Task input:
● ● ● ● ● ● ●

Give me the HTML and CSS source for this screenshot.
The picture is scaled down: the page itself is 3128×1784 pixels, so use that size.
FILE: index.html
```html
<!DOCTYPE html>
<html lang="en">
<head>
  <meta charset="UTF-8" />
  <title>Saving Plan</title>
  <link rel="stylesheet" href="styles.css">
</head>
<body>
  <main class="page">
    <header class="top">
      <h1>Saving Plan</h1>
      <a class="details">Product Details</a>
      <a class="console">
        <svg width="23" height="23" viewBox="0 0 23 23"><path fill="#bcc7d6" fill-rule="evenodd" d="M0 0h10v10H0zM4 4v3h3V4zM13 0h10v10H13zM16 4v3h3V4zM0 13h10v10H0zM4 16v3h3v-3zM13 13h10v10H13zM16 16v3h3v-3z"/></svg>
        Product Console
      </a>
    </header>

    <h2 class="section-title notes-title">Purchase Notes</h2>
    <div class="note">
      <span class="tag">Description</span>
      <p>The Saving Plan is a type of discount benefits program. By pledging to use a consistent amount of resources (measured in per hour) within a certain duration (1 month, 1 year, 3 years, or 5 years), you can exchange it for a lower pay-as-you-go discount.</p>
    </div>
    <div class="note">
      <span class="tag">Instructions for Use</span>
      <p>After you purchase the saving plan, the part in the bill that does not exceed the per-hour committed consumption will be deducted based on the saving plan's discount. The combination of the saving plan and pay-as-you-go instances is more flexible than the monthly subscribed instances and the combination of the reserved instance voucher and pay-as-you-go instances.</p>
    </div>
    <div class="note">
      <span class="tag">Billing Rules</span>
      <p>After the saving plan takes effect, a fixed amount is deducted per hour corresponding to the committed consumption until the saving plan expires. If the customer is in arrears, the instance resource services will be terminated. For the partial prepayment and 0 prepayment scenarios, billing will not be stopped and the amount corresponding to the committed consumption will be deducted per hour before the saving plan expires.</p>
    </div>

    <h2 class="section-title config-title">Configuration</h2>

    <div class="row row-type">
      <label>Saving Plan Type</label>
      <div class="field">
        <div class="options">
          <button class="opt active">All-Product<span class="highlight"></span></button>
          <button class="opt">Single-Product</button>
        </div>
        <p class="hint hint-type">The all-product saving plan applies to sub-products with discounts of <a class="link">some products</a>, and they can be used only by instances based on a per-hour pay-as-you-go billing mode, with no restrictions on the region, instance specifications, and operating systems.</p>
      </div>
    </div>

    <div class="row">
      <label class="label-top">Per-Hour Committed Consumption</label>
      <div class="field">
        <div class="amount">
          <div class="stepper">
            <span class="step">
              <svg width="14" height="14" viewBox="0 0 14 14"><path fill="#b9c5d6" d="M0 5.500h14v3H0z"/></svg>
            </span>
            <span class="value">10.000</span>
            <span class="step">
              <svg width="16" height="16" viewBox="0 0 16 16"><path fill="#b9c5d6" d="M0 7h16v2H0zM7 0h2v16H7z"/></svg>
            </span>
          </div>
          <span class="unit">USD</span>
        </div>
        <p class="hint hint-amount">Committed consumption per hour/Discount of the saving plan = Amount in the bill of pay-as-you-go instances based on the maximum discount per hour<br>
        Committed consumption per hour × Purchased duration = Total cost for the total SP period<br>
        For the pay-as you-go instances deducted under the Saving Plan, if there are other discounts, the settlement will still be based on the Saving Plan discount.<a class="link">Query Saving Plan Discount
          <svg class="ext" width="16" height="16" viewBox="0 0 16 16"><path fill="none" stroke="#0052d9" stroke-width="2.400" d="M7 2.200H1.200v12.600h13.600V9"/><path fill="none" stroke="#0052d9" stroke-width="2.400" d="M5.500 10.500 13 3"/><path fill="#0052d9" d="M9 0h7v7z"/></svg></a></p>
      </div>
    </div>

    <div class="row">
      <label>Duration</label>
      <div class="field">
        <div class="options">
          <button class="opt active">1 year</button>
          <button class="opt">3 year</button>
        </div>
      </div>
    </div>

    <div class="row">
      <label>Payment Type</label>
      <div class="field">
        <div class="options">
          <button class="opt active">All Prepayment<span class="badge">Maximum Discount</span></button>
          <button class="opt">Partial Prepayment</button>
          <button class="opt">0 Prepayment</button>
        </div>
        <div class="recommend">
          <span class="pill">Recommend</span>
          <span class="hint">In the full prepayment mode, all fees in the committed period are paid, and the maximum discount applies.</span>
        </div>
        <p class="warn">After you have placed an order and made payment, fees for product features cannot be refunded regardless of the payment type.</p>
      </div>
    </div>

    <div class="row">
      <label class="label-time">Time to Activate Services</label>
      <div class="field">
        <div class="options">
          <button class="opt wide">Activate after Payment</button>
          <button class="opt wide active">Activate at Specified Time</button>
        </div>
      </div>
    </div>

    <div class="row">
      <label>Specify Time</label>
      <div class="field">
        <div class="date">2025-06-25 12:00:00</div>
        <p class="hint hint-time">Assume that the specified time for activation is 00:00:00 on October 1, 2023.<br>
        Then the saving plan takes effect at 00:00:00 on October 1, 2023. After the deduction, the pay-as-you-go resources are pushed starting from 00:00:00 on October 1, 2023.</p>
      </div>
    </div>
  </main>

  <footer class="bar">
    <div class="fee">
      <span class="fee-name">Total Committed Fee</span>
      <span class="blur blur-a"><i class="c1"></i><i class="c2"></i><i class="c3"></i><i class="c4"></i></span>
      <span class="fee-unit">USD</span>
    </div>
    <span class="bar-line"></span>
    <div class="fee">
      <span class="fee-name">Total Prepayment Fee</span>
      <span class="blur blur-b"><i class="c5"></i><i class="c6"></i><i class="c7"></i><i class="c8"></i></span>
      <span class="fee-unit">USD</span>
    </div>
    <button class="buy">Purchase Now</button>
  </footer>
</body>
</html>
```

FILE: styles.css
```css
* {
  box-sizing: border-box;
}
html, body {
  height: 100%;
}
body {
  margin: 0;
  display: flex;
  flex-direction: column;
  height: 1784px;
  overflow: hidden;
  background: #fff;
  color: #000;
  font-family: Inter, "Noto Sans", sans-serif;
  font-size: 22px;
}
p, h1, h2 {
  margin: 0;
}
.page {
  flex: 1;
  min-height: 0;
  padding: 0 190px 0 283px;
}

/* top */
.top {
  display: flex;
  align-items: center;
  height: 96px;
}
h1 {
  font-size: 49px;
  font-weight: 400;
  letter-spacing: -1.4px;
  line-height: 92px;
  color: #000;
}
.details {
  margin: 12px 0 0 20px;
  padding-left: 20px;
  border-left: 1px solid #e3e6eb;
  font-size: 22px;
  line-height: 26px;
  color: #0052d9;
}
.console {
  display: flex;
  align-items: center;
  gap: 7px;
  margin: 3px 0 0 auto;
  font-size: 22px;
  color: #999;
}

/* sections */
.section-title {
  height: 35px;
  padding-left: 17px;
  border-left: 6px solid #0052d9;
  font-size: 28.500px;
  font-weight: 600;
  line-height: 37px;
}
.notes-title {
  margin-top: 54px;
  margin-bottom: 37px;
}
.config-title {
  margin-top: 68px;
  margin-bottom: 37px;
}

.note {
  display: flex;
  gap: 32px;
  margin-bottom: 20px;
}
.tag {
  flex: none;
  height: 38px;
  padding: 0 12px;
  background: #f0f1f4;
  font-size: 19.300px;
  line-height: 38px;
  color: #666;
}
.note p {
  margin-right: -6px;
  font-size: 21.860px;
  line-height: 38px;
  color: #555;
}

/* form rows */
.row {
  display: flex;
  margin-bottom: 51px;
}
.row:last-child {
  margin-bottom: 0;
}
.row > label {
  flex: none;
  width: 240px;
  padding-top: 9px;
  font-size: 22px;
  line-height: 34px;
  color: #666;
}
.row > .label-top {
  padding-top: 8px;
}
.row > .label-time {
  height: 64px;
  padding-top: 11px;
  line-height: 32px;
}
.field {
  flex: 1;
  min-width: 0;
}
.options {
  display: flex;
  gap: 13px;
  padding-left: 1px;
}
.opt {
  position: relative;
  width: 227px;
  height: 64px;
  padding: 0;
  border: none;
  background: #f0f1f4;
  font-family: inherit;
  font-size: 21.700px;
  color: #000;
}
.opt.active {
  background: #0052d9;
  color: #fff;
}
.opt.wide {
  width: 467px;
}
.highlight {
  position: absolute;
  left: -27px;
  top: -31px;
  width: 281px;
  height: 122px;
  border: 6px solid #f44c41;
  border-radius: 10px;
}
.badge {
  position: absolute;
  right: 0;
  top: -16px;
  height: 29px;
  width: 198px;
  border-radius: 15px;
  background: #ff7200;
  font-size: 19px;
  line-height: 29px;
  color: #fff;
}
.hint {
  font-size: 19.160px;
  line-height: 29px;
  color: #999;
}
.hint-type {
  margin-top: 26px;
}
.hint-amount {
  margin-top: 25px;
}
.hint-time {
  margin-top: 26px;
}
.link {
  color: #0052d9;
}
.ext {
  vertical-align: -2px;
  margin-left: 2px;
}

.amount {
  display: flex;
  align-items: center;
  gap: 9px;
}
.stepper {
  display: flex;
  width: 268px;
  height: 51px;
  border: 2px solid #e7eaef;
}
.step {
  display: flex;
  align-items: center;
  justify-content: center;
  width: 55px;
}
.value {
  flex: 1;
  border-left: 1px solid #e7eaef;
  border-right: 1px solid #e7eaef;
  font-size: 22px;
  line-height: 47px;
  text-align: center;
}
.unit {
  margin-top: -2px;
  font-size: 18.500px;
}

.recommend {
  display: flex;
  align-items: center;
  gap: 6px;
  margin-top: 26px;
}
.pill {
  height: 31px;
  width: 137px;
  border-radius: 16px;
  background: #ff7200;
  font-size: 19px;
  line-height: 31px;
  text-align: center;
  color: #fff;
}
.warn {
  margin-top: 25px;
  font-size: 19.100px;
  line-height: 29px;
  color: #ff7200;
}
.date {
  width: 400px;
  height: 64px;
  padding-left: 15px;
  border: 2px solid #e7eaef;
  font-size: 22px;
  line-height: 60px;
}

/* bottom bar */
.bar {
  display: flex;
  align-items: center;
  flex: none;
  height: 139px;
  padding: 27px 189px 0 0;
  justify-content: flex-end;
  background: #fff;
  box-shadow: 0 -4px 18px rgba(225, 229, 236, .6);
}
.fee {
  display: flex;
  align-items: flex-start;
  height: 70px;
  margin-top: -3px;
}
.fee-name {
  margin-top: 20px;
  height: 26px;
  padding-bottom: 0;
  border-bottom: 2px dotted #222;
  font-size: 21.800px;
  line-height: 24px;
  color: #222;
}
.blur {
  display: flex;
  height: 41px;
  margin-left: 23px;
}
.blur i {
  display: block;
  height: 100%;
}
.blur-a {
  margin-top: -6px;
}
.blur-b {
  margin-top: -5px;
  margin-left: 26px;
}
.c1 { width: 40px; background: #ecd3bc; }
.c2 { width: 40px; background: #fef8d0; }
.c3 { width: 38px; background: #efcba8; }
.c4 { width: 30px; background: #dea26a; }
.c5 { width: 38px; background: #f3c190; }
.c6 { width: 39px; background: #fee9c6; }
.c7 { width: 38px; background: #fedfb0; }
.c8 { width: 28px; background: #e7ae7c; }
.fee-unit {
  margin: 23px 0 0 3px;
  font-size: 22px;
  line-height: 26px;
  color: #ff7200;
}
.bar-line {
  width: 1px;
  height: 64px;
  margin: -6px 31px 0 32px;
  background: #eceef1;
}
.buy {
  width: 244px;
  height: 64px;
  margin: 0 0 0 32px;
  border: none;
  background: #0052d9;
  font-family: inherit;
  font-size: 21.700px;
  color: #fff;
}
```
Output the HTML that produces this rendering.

● ● ● ● ● ● ●

Instruction: Report how many lines in the records above contain the word "page", giving only the number.

Expected output: 3